Crutcher was supposed to go with McCall to Chattanooga but flipped to Dayton when McCall got the UMass job in April of 2017. He’s a smooth 6-foot-1 junior who does everything well – 14.7 points per game, hits 42 percent from 3-point range and runs the team with an aura of confidence.

They’re complemented by enough old and steady players — an amazing eight Flyers are listed as having taken redshirt years — that nine players got double-digit minutes in the relatively tight win over UMass. Rodney Chatman is a 6-foot-1 redshirt junior who is a secondary ball-handler; Trey Landers is a 6-foot-5 wing who averages 10.8 points per game; and sixth man Ibi Watson, a 6-foot-5 redshirt junior, is considered a sixth starter whose 10.6 ppg are instant offense.

They’re all tied together by the callouses inherent to rejection, doubt and adversity. “We talk a lot about this,” Crutcher said of he and Toppin. “We really weren’t highly recruited for this level. A lot of people say that I couldn’t be doing this at this level.
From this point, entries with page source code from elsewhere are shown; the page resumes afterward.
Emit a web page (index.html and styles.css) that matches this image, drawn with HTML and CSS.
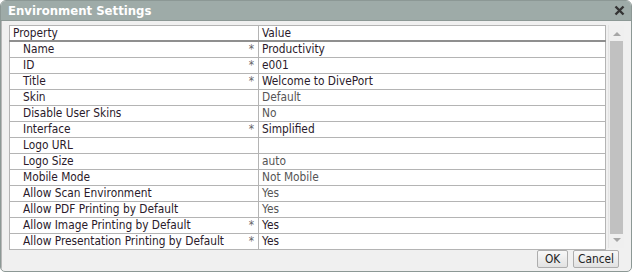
FILE: index.html
```html
<!DOCTYPE html>
<html lang="en">
<head>
  <meta charset="UTF-8" />
  <title>Environment Settings</title>
  <link rel="stylesheet" href="styles.css">
</head>
<body>
  <div class="dialog">
    <div class="titlebar">
      <span class="title">Environment Settings</span>
      <svg class="close" width="11" height="11" viewBox="0 0 11 11">
        <path d="M1.5 1.5 L9.5 9.5 M9.5 1.5 L1.5 9.5" stroke="#333" stroke-width="2.4" fill="none" />
      </svg>
    </div>
    <div class="content">
      <div class="grid-wrap">
        <table class="grid">
          <thead>
            <tr><th class="prop">Property</th><th class="val">Value</th></tr>
          </thead>
          <tbody>
            <tr><td class="prop">Name<span class="req">*</span></td><td class="val">Productivity</td></tr>
            <tr><td class="prop">ID<span class="req">*</span></td><td class="val">e001</td></tr>
            <tr><td class="prop">Title<span class="req">*</span></td><td class="val">Welcome to DivePort</td></tr>
            <tr><td class="prop">Skin</td><td class="val def">Default</td></tr>
            <tr><td class="prop">Disable User Skins</td><td class="val def">No</td></tr>
            <tr><td class="prop">Interface<span class="req">*</span></td><td class="val">Simplified</td></tr>
            <tr><td class="prop">Logo URL</td><td class="val"></td></tr>
            <tr><td class="prop">Logo Size</td><td class="val def">auto</td></tr>
            <tr><td class="prop">Mobile Mode</td><td class="val def">Not Mobile</td></tr>
            <tr><td class="prop">Allow Scan Environment</td><td class="val def">Yes</td></tr>
            <tr><td class="prop">Allow PDF Printing by Default</td><td class="val def">Yes</td></tr>
            <tr><td class="prop">Allow Image Printing by Default<span class="req">*</span></td><td class="val">Yes</td></tr>
            <tr><td class="prop">Allow Presentation Printing by Default<span class="req">*</span></td><td class="val">Yes</td></tr>
          </tbody>
        </table>
        <!-- scrollbar -->
        <div class="scrollbar">
          <div class="arrow up"></div>
          <div class="thumb"></div>
          <div class="arrow down"></div>
        </div>
      </div>
      <div class="buttons">
        <button class="btn">OK</button>
        <button class="btn">Cancel</button>
      </div>
    </div>
  </div>
</body>
</html>
```

FILE: styles.css
```css
* {
  box-sizing: border-box;
}
body {
  margin: 0;
  background: white;
  font-family: "DejaVu Sans Condensed", "DejaVu Sans", sans-serif;
  font-size: 11.8px;
}
.dialog {
  width: 632px;
  height: 272px;
  border: 1px solid #8c9895;
  border-radius: 6px 6px 5px 5px;
  overflow: hidden;
  background: #f0f0f0;
  display: flex;
  flex-direction: column;
}
.titlebar {
  height: 20px;
  background: #9eaba8;
  border-bottom: 1px solid #8c9895;
  display: flex;
  align-items: center;
  justify-content: space-between;
  padding: 0 6px 0 7px;
}
.title {
  color: white;
  font-weight: bold;
  font-size: 13px;
}
.close {
  display: block;
}
.content {
  flex: 1;
  padding: 4px 7px 0 7px;
  border-left: 1px solid #b8b8b8;
}
.grid-wrap {
  display: flex;
  align-items: flex-start;
  gap: 2px;
}
.grid {
  width: 599px;
  border-collapse: collapse;
  background: white;
  border: 1px solid #a8a8a8;
  table-layout: fixed;
}
.grid th, .grid td {
  height: 16px;
  padding: 0 3px;
  border: 1px solid #b4b4b4;
  text-align: left;
  font-weight: normal;
  color: #2a1a2a;
  white-space: nowrap;
  line-height: 14px;
}
.grid th {
  height: 15px;
  border-bottom: 2px solid #8f8f8f;
}
.grid th.prop {
  width: 249px;
}
.grid td.prop {
  padding-left: 13px;
}
.req {
  float: right;
  color: #666;
  padding-right: 1px;
}
.grid td.def {
  color: #555;
}
.scrollbar {
  width: 16px;
  height: 223px;
  background: #efefef;
  border-left: 1px solid #e4e4e4;
  display: flex;
  flex-direction: column;
  align-items: center;
  padding: 7px 0 6px 0;
}
.arrow {
  width: 0;
  height: 0;
  border-left: 4px solid transparent;
  border-right: 4px solid transparent;
}
.arrow.up {
  border-bottom: 4px solid #a6a6a6;
  margin-bottom: 5px;
}
.arrow.down {
  border-top: 4px solid #a6a6a6;
  margin-top: 4px;
}
.thumb {
  flex: 1;
  width: 13px;
  background: #c1c1c1;
}
.buttons {
  display: flex;
  justify-content: flex-end;
  gap: 5px;
  padding: 0 5px 0 0;
  margin-top: 0;
}
.btn {
  font-family: inherit;
  font-size: 11.8px;
  height: 18px;
  padding: 0 4px;
  border: 1px solid #adadad;
  border-radius: 2px;
  background: linear-gradient(#f8f8f8, #e2e2e2);
  color: #222;
}
.btn:first-child {
  width: 31px;
}
```
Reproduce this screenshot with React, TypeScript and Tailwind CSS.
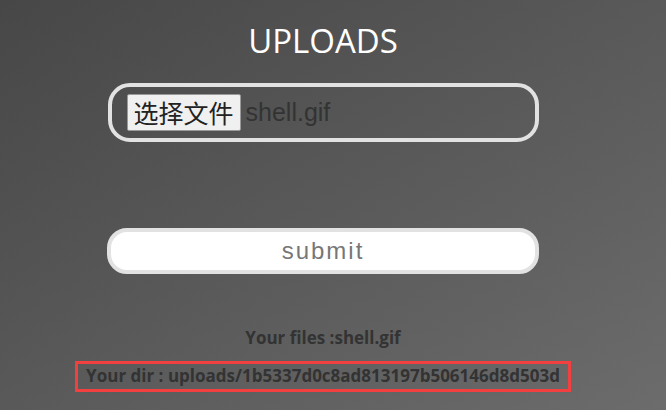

I couldn’t play at this level.”

Collectively, Dayton is aiming toward levels it hasn’t achieved in generations, as Donoher took them to the national title game in 1967. Dayton lost to UCLA, like everyone else did in that era.

For now, though, Grant’s task is taking this overnight sensation and reminding them of the years of work that’s been required to become one. “We haven’t done anything yet,” Grant told Yahoo Sports this weekend. “They don’t give out trophies in early February.”